**What the task requires**
Print, without altering anything, the lines from the one that holds "What React, TypeScript" to the one that holds "const CAPACITY = 4;", inclusive. No other lines belong in the output.

**Stored data**
========================================================================
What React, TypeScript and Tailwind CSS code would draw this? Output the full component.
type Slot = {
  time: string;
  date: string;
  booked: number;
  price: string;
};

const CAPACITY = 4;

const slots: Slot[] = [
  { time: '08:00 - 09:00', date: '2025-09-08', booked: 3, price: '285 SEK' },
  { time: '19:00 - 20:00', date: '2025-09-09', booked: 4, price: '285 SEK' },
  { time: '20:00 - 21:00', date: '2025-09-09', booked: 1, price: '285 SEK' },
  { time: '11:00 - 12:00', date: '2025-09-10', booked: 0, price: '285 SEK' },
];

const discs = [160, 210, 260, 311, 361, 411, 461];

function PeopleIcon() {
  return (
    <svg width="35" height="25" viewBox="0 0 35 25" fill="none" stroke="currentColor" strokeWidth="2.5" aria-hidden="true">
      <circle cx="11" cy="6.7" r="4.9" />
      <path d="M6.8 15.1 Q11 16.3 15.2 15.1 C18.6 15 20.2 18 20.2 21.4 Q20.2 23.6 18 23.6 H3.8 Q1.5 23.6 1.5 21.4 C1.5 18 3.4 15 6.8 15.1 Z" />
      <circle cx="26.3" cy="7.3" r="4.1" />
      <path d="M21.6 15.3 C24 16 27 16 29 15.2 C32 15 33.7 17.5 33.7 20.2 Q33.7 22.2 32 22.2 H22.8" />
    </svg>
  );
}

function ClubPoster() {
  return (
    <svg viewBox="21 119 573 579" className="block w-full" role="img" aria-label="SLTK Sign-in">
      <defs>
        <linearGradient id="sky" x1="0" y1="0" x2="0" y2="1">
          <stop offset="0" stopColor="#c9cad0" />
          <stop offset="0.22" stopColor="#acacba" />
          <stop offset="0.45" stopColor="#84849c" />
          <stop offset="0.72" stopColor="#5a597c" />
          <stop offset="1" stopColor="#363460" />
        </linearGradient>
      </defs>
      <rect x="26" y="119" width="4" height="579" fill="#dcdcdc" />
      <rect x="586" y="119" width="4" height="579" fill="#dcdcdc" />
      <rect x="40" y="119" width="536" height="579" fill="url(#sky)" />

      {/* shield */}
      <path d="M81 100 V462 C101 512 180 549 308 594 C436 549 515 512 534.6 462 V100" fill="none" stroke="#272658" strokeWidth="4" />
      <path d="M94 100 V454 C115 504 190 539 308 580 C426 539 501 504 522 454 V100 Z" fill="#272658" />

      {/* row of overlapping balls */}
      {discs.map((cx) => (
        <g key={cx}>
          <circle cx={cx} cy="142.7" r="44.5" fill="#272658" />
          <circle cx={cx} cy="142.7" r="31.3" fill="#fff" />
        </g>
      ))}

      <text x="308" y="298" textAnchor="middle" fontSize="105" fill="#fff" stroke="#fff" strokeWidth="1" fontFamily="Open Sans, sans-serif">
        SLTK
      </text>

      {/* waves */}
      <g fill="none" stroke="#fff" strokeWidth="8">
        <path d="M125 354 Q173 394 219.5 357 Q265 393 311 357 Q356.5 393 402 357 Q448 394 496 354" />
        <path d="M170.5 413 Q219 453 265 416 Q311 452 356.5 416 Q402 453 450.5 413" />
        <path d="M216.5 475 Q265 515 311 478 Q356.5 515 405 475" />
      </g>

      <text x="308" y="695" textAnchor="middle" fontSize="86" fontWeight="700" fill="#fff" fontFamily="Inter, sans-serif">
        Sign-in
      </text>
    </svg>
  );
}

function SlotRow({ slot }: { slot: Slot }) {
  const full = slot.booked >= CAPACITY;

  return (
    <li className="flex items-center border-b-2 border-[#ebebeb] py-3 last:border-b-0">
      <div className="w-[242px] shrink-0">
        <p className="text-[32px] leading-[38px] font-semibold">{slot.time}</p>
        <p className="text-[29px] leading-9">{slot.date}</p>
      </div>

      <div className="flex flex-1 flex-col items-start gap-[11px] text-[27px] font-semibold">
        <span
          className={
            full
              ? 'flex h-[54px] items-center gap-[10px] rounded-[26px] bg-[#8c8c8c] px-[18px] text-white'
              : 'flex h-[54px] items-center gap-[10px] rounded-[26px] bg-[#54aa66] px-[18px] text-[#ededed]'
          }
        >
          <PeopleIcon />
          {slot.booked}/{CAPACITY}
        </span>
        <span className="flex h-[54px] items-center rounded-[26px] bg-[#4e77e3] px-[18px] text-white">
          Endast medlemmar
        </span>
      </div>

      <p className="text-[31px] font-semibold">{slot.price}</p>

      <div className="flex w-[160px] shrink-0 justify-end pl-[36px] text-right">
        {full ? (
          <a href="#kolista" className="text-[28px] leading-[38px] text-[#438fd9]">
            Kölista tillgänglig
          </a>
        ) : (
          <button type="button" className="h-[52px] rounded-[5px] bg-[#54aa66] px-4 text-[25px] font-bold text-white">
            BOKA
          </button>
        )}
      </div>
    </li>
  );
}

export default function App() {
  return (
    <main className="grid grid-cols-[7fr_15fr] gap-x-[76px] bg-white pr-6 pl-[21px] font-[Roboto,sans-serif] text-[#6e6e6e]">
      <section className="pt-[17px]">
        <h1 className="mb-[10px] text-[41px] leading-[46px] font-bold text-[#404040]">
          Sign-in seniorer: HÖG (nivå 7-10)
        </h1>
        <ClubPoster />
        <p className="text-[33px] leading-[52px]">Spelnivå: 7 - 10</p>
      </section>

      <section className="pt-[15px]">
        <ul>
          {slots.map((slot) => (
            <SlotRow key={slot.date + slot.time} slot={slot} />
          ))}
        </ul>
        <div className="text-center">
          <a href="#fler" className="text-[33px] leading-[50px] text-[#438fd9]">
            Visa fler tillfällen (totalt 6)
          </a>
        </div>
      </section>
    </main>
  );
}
========================================================================
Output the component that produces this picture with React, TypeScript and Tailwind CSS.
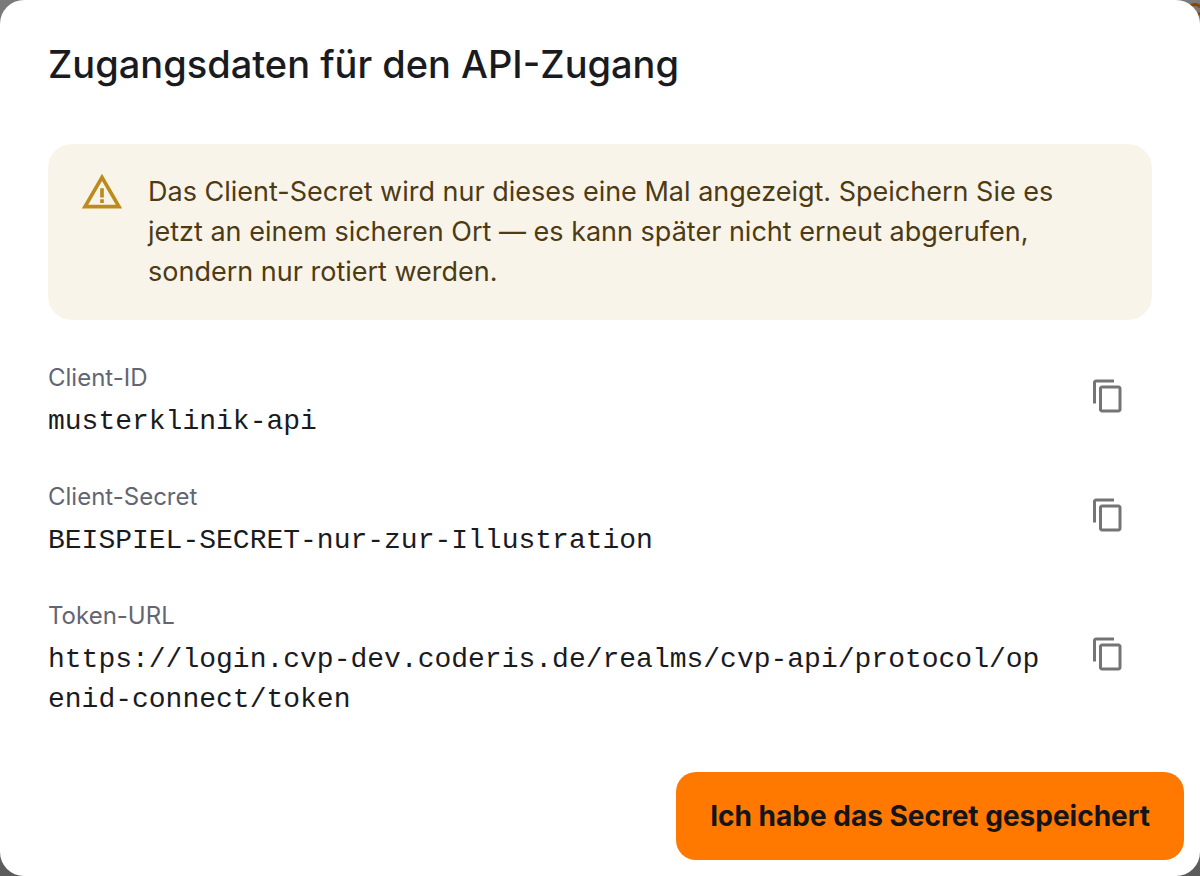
========================================================================
**Solution to the problem**
What React, TypeScript and Tailwind CSS code would draw this? Output the full component.
type Slot = {
  time: string;
  date: string;
  booked: number;
  price: string;
};

const CAPACITY = 4;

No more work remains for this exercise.